** start **

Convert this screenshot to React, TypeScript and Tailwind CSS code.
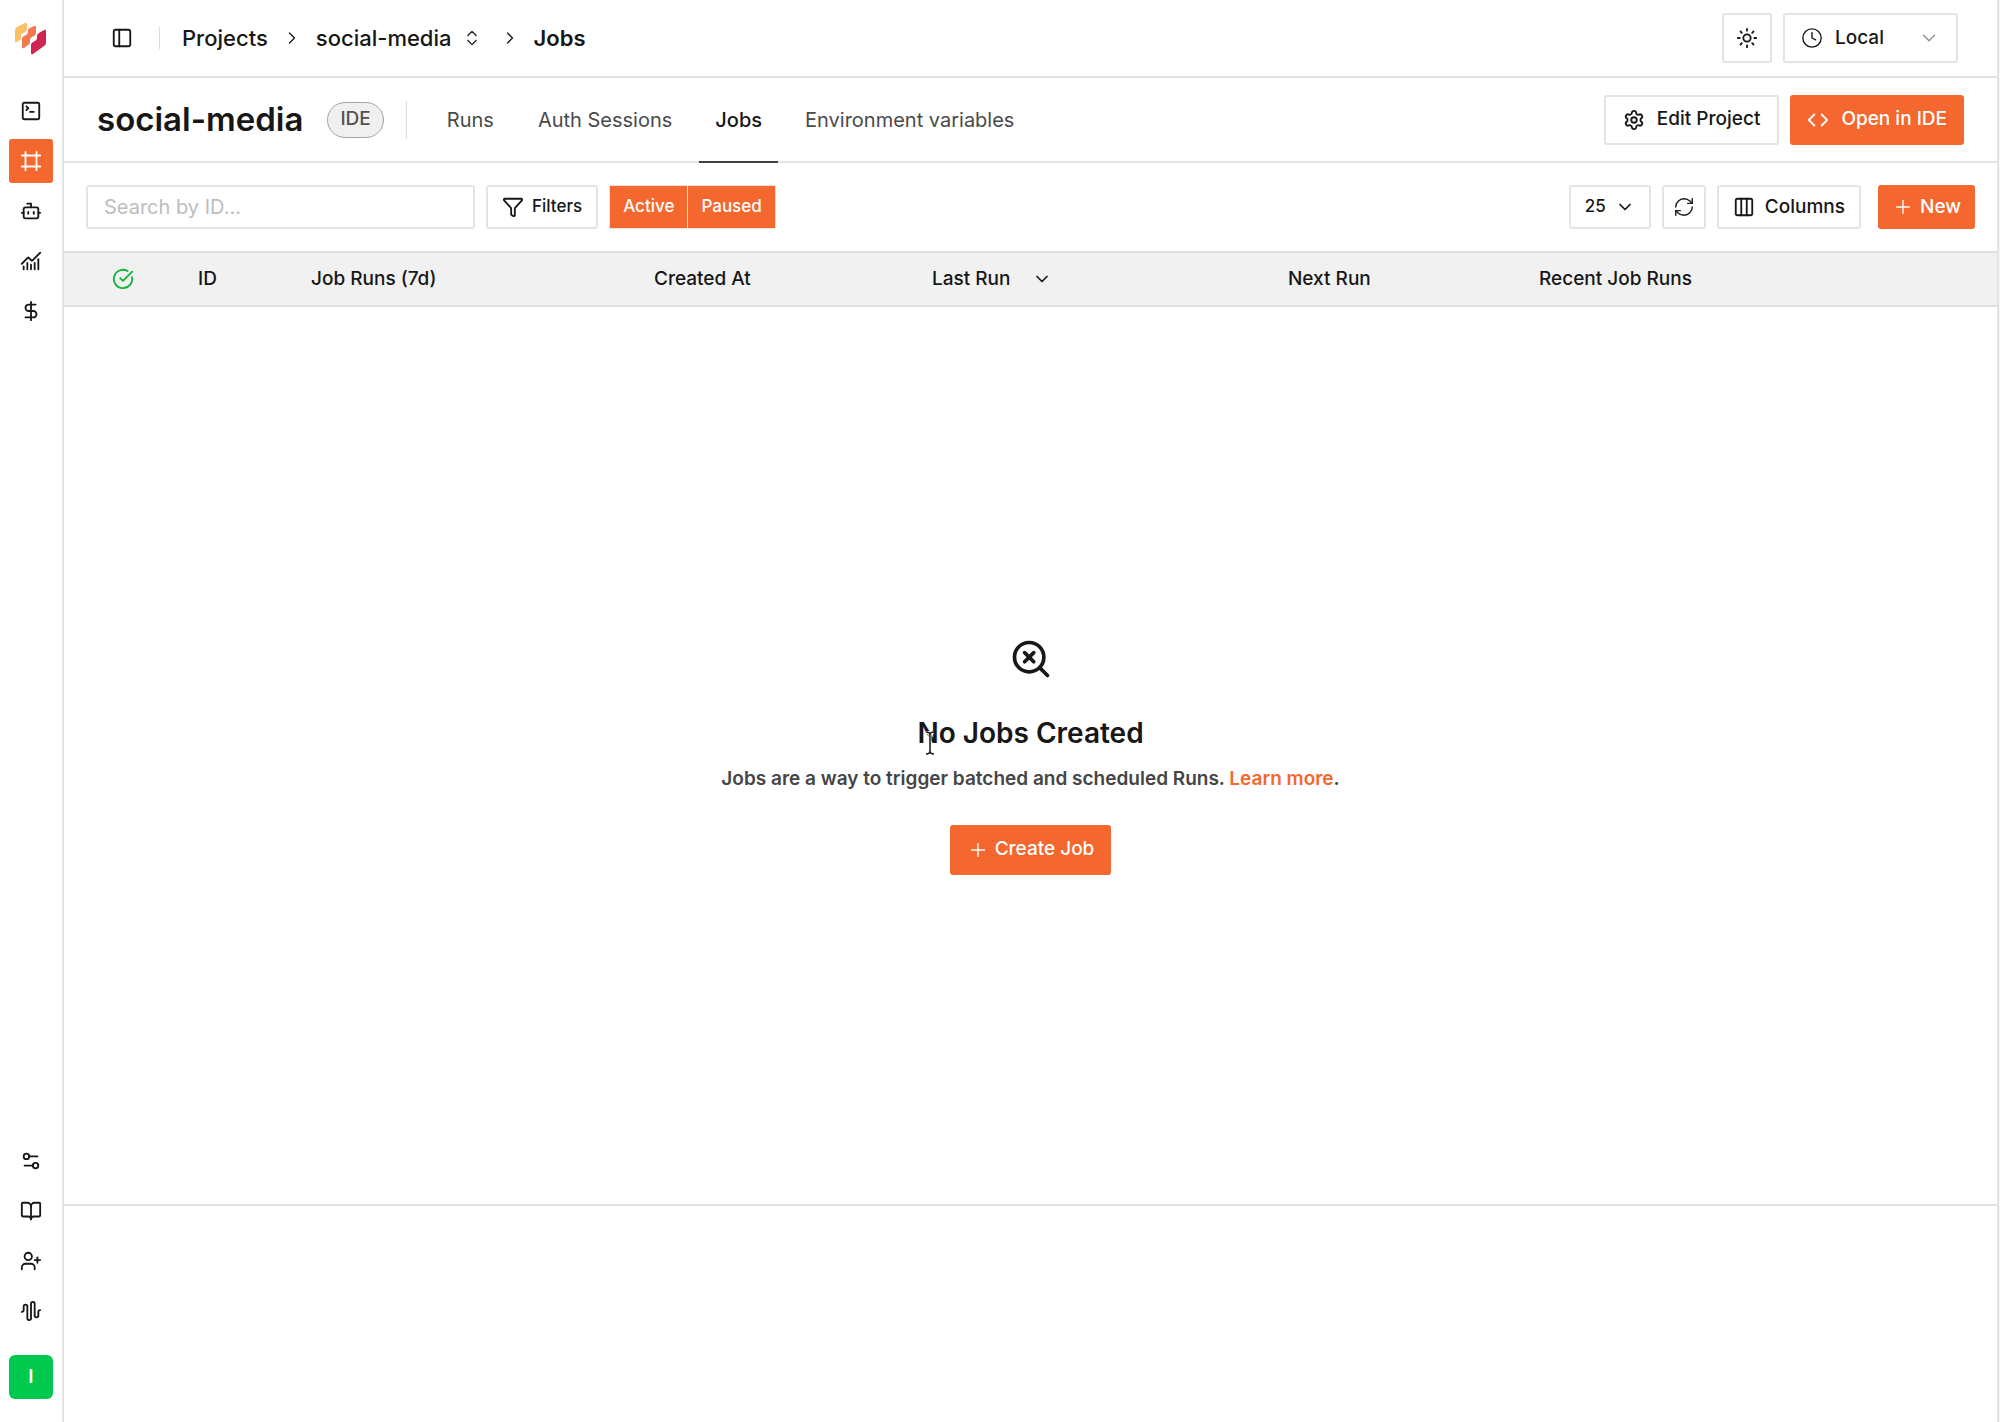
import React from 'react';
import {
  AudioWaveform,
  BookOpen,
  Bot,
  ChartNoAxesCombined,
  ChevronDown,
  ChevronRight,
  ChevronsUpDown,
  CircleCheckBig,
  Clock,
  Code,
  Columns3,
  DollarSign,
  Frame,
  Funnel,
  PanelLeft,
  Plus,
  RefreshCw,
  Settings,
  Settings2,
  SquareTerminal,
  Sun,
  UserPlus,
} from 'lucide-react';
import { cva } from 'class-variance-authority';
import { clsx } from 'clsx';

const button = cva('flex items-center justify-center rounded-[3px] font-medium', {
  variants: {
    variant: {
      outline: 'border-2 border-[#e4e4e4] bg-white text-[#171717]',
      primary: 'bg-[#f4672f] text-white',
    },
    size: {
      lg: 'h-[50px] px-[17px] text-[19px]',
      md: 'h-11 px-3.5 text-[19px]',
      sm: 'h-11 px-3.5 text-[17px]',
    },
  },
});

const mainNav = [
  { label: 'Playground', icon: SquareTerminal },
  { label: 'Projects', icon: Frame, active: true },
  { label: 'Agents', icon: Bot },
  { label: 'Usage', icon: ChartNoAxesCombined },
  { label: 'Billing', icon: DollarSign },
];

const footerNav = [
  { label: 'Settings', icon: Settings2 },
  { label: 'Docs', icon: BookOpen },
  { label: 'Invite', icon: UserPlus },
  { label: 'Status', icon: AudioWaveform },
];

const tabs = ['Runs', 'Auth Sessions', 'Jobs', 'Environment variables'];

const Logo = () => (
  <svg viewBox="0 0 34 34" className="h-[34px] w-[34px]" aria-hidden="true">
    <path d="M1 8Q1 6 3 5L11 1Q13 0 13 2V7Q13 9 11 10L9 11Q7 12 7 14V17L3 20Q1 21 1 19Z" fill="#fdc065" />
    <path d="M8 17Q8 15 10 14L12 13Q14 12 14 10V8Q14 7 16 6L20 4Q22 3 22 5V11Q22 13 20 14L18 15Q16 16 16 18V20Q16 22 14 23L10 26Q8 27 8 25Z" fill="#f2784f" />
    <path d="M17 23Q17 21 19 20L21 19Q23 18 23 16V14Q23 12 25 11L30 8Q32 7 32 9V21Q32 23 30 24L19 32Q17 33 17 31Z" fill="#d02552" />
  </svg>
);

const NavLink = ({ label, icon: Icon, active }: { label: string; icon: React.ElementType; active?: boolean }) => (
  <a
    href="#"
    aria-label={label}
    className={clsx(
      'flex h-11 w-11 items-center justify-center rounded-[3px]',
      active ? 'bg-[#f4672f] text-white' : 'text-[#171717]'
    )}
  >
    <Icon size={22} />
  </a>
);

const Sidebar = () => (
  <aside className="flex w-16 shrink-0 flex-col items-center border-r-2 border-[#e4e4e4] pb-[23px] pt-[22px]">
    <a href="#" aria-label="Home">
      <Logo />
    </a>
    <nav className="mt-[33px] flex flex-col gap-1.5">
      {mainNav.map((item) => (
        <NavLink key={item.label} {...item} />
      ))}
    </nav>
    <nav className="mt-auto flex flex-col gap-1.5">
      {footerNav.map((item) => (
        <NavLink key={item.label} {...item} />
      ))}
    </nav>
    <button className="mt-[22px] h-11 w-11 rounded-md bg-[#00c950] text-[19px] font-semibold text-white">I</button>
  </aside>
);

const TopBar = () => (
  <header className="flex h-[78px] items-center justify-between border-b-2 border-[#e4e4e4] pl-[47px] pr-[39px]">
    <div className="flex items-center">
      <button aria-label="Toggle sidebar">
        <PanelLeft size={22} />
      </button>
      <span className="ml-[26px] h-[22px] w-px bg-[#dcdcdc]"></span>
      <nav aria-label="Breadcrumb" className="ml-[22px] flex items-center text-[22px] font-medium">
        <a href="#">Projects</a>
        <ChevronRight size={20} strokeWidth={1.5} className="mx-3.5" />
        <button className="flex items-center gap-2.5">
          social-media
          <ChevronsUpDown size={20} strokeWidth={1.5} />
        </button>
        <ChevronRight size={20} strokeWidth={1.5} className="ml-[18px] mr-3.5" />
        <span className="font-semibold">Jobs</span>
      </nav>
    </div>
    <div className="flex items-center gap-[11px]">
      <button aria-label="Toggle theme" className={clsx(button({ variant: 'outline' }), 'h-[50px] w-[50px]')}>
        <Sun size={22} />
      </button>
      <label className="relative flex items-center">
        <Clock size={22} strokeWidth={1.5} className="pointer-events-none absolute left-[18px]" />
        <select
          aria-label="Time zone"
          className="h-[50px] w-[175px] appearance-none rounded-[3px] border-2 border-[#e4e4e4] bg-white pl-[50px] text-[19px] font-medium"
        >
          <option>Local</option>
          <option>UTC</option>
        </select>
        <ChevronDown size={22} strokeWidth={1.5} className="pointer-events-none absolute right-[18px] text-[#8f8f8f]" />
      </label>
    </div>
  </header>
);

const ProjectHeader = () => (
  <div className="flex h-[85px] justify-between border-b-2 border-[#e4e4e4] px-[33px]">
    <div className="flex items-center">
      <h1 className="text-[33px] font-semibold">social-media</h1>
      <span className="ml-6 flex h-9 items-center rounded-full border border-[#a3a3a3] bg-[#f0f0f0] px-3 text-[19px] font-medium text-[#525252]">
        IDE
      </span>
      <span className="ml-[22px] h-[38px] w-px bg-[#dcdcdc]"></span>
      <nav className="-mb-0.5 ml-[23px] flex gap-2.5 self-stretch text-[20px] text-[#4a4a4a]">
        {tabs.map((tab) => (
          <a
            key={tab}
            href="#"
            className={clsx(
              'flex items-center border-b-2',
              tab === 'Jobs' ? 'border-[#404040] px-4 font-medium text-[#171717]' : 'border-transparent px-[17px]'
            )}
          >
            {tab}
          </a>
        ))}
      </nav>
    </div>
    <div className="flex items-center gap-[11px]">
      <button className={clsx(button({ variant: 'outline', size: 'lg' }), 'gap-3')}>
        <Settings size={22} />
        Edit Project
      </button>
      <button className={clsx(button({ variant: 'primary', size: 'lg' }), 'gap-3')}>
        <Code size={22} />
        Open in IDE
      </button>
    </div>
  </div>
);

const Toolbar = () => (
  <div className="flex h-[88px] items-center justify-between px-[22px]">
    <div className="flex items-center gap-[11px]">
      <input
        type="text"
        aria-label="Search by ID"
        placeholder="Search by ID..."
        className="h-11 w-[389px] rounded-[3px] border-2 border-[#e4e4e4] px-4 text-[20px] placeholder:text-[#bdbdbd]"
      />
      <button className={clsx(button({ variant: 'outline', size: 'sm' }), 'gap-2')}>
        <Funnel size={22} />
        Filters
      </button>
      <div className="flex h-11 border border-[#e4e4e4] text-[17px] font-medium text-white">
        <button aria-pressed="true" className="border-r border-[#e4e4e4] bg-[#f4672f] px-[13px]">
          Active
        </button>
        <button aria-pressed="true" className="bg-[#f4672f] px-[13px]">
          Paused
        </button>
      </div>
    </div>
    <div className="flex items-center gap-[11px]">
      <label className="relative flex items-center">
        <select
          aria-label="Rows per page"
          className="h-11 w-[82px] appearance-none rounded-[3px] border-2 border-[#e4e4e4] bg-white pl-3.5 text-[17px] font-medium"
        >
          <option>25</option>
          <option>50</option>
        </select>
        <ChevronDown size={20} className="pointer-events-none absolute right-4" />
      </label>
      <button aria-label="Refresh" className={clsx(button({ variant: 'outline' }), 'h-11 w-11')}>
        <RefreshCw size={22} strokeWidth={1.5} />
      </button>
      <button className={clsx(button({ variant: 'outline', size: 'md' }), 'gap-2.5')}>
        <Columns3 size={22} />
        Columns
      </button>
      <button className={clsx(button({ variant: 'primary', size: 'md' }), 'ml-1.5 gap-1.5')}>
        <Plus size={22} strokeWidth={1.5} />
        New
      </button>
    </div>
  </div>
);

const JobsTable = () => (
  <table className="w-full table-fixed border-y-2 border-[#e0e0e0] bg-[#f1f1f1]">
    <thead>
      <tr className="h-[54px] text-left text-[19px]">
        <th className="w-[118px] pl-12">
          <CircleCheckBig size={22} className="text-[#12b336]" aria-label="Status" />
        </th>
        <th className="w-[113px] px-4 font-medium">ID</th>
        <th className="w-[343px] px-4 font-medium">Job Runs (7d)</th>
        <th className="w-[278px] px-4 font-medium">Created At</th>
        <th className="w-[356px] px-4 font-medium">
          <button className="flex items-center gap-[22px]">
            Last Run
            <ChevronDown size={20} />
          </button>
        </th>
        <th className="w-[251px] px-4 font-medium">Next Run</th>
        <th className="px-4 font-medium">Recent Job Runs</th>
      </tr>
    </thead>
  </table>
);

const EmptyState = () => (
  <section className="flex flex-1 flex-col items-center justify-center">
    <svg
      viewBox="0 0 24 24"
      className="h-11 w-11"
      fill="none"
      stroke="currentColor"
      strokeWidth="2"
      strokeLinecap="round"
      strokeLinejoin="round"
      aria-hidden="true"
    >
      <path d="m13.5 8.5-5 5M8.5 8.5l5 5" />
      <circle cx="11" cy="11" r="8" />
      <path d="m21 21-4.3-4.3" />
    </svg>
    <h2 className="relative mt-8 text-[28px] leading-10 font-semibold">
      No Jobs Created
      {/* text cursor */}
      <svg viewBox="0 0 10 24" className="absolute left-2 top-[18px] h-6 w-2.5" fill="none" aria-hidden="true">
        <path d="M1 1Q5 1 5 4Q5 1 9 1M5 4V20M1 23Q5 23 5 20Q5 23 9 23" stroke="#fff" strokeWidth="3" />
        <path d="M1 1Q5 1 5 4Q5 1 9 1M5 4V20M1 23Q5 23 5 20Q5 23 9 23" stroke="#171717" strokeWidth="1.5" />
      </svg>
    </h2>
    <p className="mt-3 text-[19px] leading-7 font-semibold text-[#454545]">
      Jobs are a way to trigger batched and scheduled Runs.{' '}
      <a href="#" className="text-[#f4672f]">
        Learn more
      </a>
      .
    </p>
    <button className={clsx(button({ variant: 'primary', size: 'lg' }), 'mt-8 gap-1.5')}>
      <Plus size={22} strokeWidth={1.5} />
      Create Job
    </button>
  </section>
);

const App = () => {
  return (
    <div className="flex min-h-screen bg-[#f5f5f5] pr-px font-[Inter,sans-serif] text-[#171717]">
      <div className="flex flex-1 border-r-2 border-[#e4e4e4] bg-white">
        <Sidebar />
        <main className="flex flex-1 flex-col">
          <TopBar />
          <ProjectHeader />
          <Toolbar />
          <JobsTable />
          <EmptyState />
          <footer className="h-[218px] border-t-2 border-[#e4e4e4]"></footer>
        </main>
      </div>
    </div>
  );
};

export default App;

** end **

### Objective
Leave out any pictures and return exactly the lines from the beginning of the data through the line with "const tabs = ['Runs', 'Auth", inclusive.

### Solved exercise
Convert this screenshot to React, TypeScript and Tailwind CSS code.
import React from 'react';
import {
  AudioWaveform,
  BookOpen,
  Bot,
  ChartNoAxesCombined,
  ChevronDown,
  ChevronRight,
  ChevronsUpDown,
  CircleCheckBig,
  Clock,
  Code,
  Columns3,
  DollarSign,
  Frame,
  Funnel,
  PanelLeft,
  Plus,
  RefreshCw,
  Settings,
  Settings2,
  SquareTerminal,
  Sun,
  UserPlus,
} from 'lucide-react';
import { cva } from 'class-variance-authority';
import { clsx } from 'clsx';

const button = cva('flex items-center justify-center rounded-[3px] font-medium', {
  variants: {
    variant: {
      outline: 'border-2 border-[#e4e4e4] bg-white text-[#171717]',
      primary: 'bg-[#f4672f] text-white',
    },
    size: {
      lg: 'h-[50px] px-[17px] text-[19px]',
      md: 'h-11 px-3.5 text-[19px]',
      sm: 'h-11 px-3.5 text-[17px]',
    },
  },
});

const mainNav = [
  { label: 'Playground', icon: SquareTerminal },
  { label: 'Projects', icon: Frame, active: true },
  { label: 'Agents', icon: Bot },
  { label: 'Usage', icon: ChartNoAxesCombined },
  { label: 'Billing', icon: DollarSign },
];

const footerNav = [
  { label: 'Settings', icon: Settings2 },
  { label: 'Docs', icon: BookOpen },
  { label: 'Invite', icon: UserPlus },
  { label: 'Status', icon: AudioWaveform },
];

const tabs = ['Runs', 'Auth Sessions', 'Jobs', 'Environment variables'];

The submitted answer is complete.